Here in the USA, there are no official lists of approved names, and parents aren’t tossed into jail for running afoul of a naming law or even for naming their kid something epically stupid. However, state laws do govern what a baby can be named. In a 2011 study of the law of parental naming rights in the United States, University of California–Davis law professor Carlton F.W. Larson found that under New Jersey law, parents have almost complete freedom to name their children as they see fit, although the “State Registrar may reject a name that contains an obscenity, numerals, symbols, or a combination of letters, numerals, or symbols, or a name that is illegible.” This study came after a New Jersey father attracted masses of unwanted media attention in 2008 when he got into a fight with a local grocery store that refused to frost the birthday cake for his then-3-year-old son, Adolf Hitler Campbell. (Heath Campbell, the Nazi father, lost custody for several other reasons, and not because his son was named “Adolf Hitler Campbell” and his daughters were named “JoyceLynn Aryan Nation Campbell” and “Honszlynn Hinler Jeannie Campbell.”)
But not all states are like New Jersey. As professor Larson goes on to show, some states, including California, do restrict baby names, quite dramatically as the San Francisco Chronicle’s Louis Freedberg learned in October 2012, when he tried to name his infant daughter “Luc´ıa.” California’s Office of Vital Records permits only “the 26 alphabetical characters of the English language with appropriate punctuation if necessary” barring “pictographs, ideograms, [or] diacritical marks” (including “e´,” “n˜ ,” and “c¸”). Several states either administratively or statutorily ban ideograms or pictograms as names.
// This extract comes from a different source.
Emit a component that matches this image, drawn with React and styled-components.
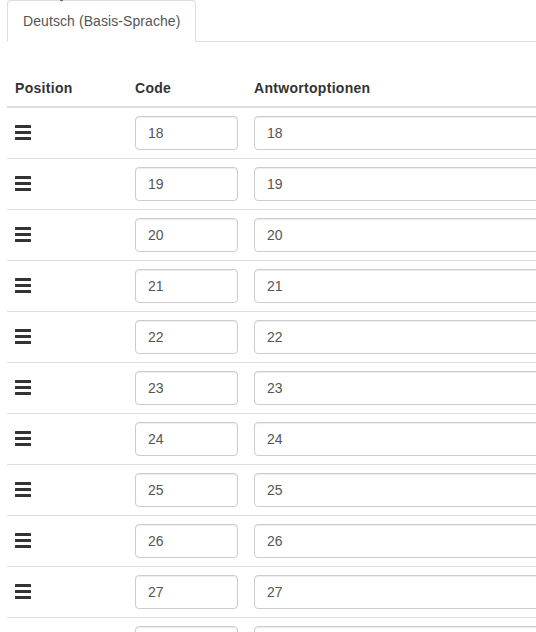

And yes, as Larson notes, that means the symbol denoting the Artist Formerly Known as Prince would be out in some jurisdictions. You can spell out numbers, but in New Jersey and Texas you can’t use numerical symbols, with the exception of Roman numerals. In Massachusetts the first, last, and middle names can be no longer than 40 characters each. New Jersey and Nebraska ban obscenities. Tennessee, where baby Messiah faces a name-ectomy, is one of several states that has little to say about an infant’s first name and a good deal to say about a baby’s surname, and where there’s no reason to believe judges can spontaneously change names based on religious conviction.
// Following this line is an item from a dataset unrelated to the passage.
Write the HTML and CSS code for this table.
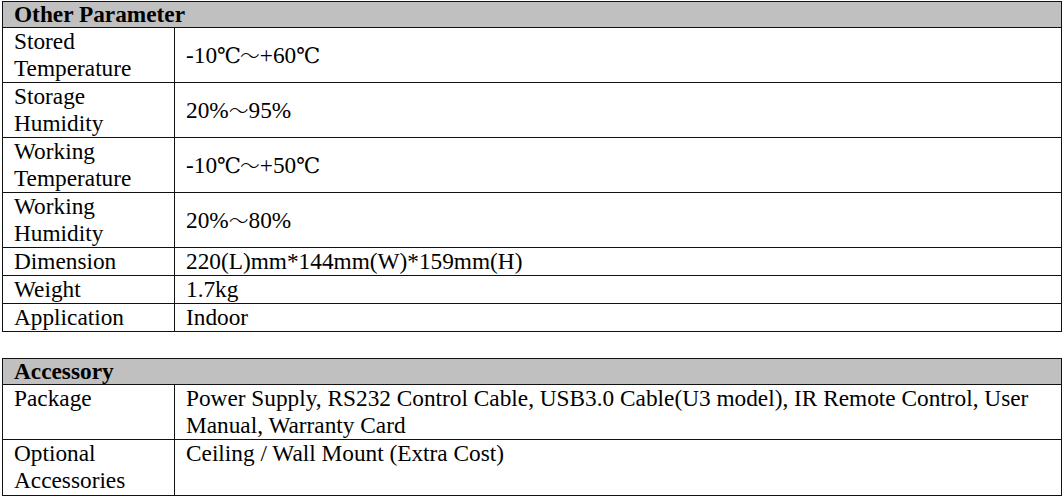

Larson’s legal question is a simple one: To what extent should state law constitutionally regulate the names that American parents may give their children? He argues that the right to name one’s child is doubtless a fundamental one implicit in the cases recognizing parental rights over their children’s upbringing, and also expressive activity protected under the First Amendment. But he goes on to suggest that U.S. law can accommodate a legal regime under which the most horrifying names might be limited under some circumstances.
Indeed Larson’s law review article provides a breathtaking taxonomy of brutalizing American baby names across history, ranging from the Puritans’ delectable “Fear-Not” to the more recent “Ghoul Nipple.” One governor of South Carolina named his son “States Rights.” (He died.) The baby called “Loyal Lodge No. 296 Knights of Pythias Ponca City Oklahoma Territory” must have been extremely hard to call in to dinner. Modern hideous American baby names on record include “Toilet Queen,” “Leper,” “Loser,” “Fat Meat,” “Cash Whoredom,” “Tiny Hooker,” “Giant Pervis,” and “Acne Fountain.” “Demon,” “Satan” and “Hell” are not at all uncommon.
One of the most comprehensive cases on the constitutional right to choose a name for your own child without government interference came from the 8th Circuit Court of Appeals, in a 1989 appeal of a Nebraska law barring parents from selecting a surname other than their own for their child. The two judges in the majority found no fundamental constitutional right to select a child’s name. The dissenter, Judge Richard Sheppard Arnold, wrote that parents enjoy a fundamental right to name their own children, finding such a right, “if anything, more personal and intimate, less likely to affect people outside the family” and that “there is something sacred about a name. It is our own business, not the government’s.”
Putting aside Judge Ballew’s wildly inappropriate religious rationale for demanding that baby Messiah be renamed, there is nevertheless a legitimate question about whether Americans are too speech- and parental rights-protective when it comes to truly abusive baby names. At least in some cases—Adolf Hitler Campbell and his sisters being prominent examples—might it not be in the state’s interest to step in and afford a defenseless baby a fighting chance to not someday be beat up on the playground? The New Zealand judge who ordered that Talula Does The Hula From Hawaii have her name changed memorably wrote that such a name “makes a fool of the child and sets her up with a social disability and handicap.” Professor Larson cites numerous studies concluding that people with unusual first names show “more severe personality disturbance than those with common names” and reporting that having weird first names correlates to higher instances of delinquency in youth.
Is there some role for American courts to play in policing the very worst baby names? One legal scholar cited in Larson’s article has put forth statutory language providing that “Parents may give a child any given names on which they agree as long as the names do not defraud or otherwise operate to create injustice.” Which might leave “Adolf Hitler” or “Acne Fountain” as acceptable. Professor Larson suggests language that would allow the state to reject a proposed name if “there is an overwhelming likelihood that the name will pose serious and lasting harm to the child’s emotional wellbeing and social development,” with the right to immediate review in a court. It’s an intriguing place to start the discussion. But it’s also precisely what Judge Ballew was claiming she was doing when she changed “Messiah” to “Martin” last week, explaining that “it could put him at odds with a lot of people.”